If selling is not an option, the next step to consider is recycling the system. According to Recycling San Diego, many old water softeners have metal that can be recycled. From metal tanks to pieces of copper pipe, recyclers may even pay consumers for their scrap metal.

Call the trash company

If there are no recycling options in the community, call the local trash company. The trash company may come and pick it up for a small fee.

Some companies require that the salt be emptied first. Chipping salt out of a brine tank can be time consuming, especially if it has hardened at the bottom of the tank. If the trash company requires the removal of the salt, it may be worth it to hire someone privately to take the system directly to the dump with the salt still in it.

Find incentives

The Santa Clarita Valley Sanitation District of Los Angeles County offers a financial incentive for customers in their district to have their automatic water softener removed.
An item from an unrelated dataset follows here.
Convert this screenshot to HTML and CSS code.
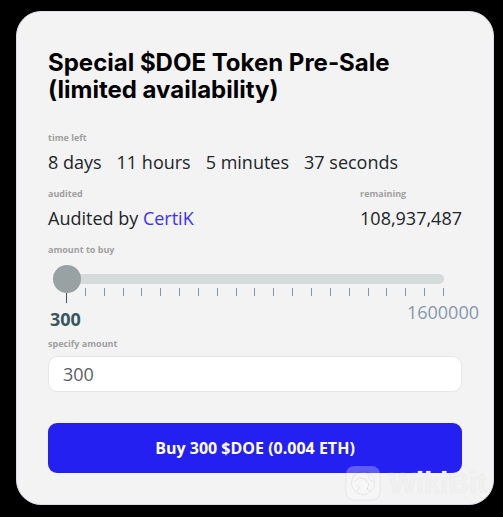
FILE: index.html
```html
<!DOCTYPE html>
<html lang="en">
<head>
    <meta charset="UTF-8">
    <meta name="viewport" content="width=device-width, initial-scale=1.0">
    <title>Special $DOE Token Pre-Sale</title>
    <link rel="stylesheet" href="styles.css">
</head>
<body>
    <main class="card">
        <h1>Special $DOE Token Pre-Sale (limited availability)</h1>

        <div class="field">
            <div class="label">time left</div>
            <div class="value countdown">
                <span>8 days</span>
                <span>11 hours</span>
                <span>5 minutes</span>
                <span>37 seconds</span>
            </div>
        </div>

        <div class="row">
            <div class="field">
                <div class="label">audited</div>
                <div class="value">Audited by <a href="#">CertiK</a></div>
            </div>
            <div class="field">
                <div class="label">remaining</div>
                <div class="value">108,937,487</div>
            </div>
        </div>

        <form id="buyForm">
            <label class="label" for="amountRange">amount to buy</label>
            <div class="slider">
                <input type="range" id="amountRange" min="300" max="1600000" value="300">
                <div class="ticks">
                    <i class="current"></i><i></i><i></i><i></i><i></i><i></i><i></i>
                    <i></i><i></i><i></i><i></i><i></i><i></i><i></i>
                    <i></i><i></i><i></i><i></i><i></i><i></i><i></i>
                </div>
            </div>
            <div class="limits">
                <span class="min">300</span>
                <span class="max">1600000</span>
            </div>

            <label class="label" for="amountInput">specify amount</label>
            <input type="text" id="amountInput" class="amount" value="300">

            <button type="button" class="buy">Buy 300 $DOE (0.004 ETH)</button>
        </form>

        <!-- Watermark -->
        <div class="watermark">
            <svg width="36" height="36" viewBox="0 0 36 36" fill="none">
                <rect x="1" y="1" width="34" height="34" rx="8" fill="#fff" fill-opacity=".27" stroke="#000" stroke-opacity=".06"/>
                <circle cx="18" cy="18" r="11.5" stroke="#000" stroke-opacity=".07"/>
                <g stroke="#fff" stroke-opacity=".3" stroke-width="2">
                    <path d="M8 21c0-8 5-13 13-12 5 1 7 5 7 9"/>
                    <path d="M11 24c5-1 2-5 6-6 3-1 5 1 4 4l-4 6"/>
                    <path d="M20 9c5 4 6 10 2 16"/>
                </g>
                <path d="M9 17l5-4 6 1 4 5-2 6M12 26l3-4-3-2M22 8l3 7 4 2M25 26l-3-3" stroke="#000" stroke-opacity=".07"/>
            </svg>
            <span>WikiBit</span>
        </div>
    </main>
</body>
</html>
```
FILE: styles.css
```css
* {
    box-sizing: border-box;
}

body {
    margin: 0;
    padding: 11px 9px 12px 16px;
    background-color: #000000;
    color: #212529;
    font-family: "Open Sans", "Noto Sans", sans-serif;
}

.card {
    position: relative;
    padding: 37px 31px 31px;
    background-color: #f3f3f3;
    border: 1px solid #dcdce8;
    border-radius: 25px;
}

h1 {
    margin: 0 0 29px;
    color: #000000;
    font-family: Inter, sans-serif;
    font-size: 24px;
    font-weight: 700;
    line-height: 27px;
}

.label {
    display: block;
    color: #a0a0a0;
    font-size: 9px;
    font-weight: 700;
    line-height: 12px;
}

.value {
    margin: 2px 0 10px;
    font-size: 18px;
    line-height: 32px;
}

.countdown {
    display: flex;
    gap: 15px;
}

.row {
    display: flex;
    justify-content: space-between;
}

a {
    color: #3b30f5;
    text-decoration: none;
}

.slider {
    margin: 9px 18px 0 5px;
}

input[type="range"] {
    -webkit-appearance: none;
    appearance: none;
    display: block;
    width: 100%;
    height: 28px;
    margin: 0;
    background: none;
}

input[type="range"]::-webkit-slider-runnable-track {
    height: 10px;
    border-radius: 5px;
    background-color: #d5dada;
}

input[type="range"]::-webkit-slider-thumb {
    -webkit-appearance: none;
    width: 28px;
    height: 28px;
    margin-top: -9px;
    border-radius: 50%;
    background-color: #98a2a2;
}

.ticks {
    display: flex;
    justify-content: space-between;
    height: 10px;
    margin-left: 13px;
}

.ticks i {
    width: 1px;
    height: 8px;
    margin-top: -5px;
    background-color: #8495a8;
}

.ticks .current {
    height: 10px;
    margin-top: 0;
    background-color: #37575f;
}

.limits {
    display: flex;
    justify-content: space-between;
    margin: 0 -17px 5px 2px;
    font-size: 18px;
    line-height: 28px;
}

.min {
    padding-top: 2px;
    color: #37575f;
    font-weight: 700;
}

.max {
    margin-top: -5px;
    color: #8798ad;
}

.amount {
    display: block;
    width: 100%;
    height: 36px;
    margin: 6px 0 31px;
    padding: 0 14px;
    border: 1px solid #e6e6e6;
    border-radius: 9px;
    background-color: #ffffff;
    color: #5c6066;
    font-family: inherit;
    font-size: 18px;
}

.buy {
    display: block;
    width: 100%;
    height: 50px;
    border: none;
    border-radius: 9px;
    background-color: #2520f2;
    color: #ffffff;
    font-family: inherit;
    font-size: 16px;
    font-weight: 700;
    cursor: pointer;
}

.watermark {
    position: absolute;
    right: 6px;
    bottom: 3px;
    display: flex;
    align-items: center;
    gap: 8px;
    color: #f0f0f0;
    font-family: "Liberation Sans", Arial, sans-serif;
    font-size: 29px;
    font-weight: 700;
    text-shadow: 0 0 1px #e2e2e2;
    pointer-events: none;
}
```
In response to concerns that water softeners were increasing the salinity of the city’s waste water and polluting the Santa Clara River, these systems were banned in 2008.

Consumers are required to fill out an application before they remove their system to claim a $150 rebate. The sanitation district also offers free professional help both to un-install the system and dispose of it.

While this type of incentive program appears to be rare, consumers should call their sanitation district and ask. By August 2014, over 25 communities in California had banned or restricted the use of traditional salt-based water softeners. Offering new incentive programs could be next.


Faced with the hassle of disposing of a heavy old water softener, consumers should consider a number of options. First, make sure the system was un-installed correctly. Next, check to see if the system can be sold or given away on Craigslist. Call the recycling center and trash company to find out if they will accept this old system. Lastly, if you live in California, check with the local sanitation district to see if they offer any incentives. Disposing of an old water softener may be inconvenient, but it is not impossible.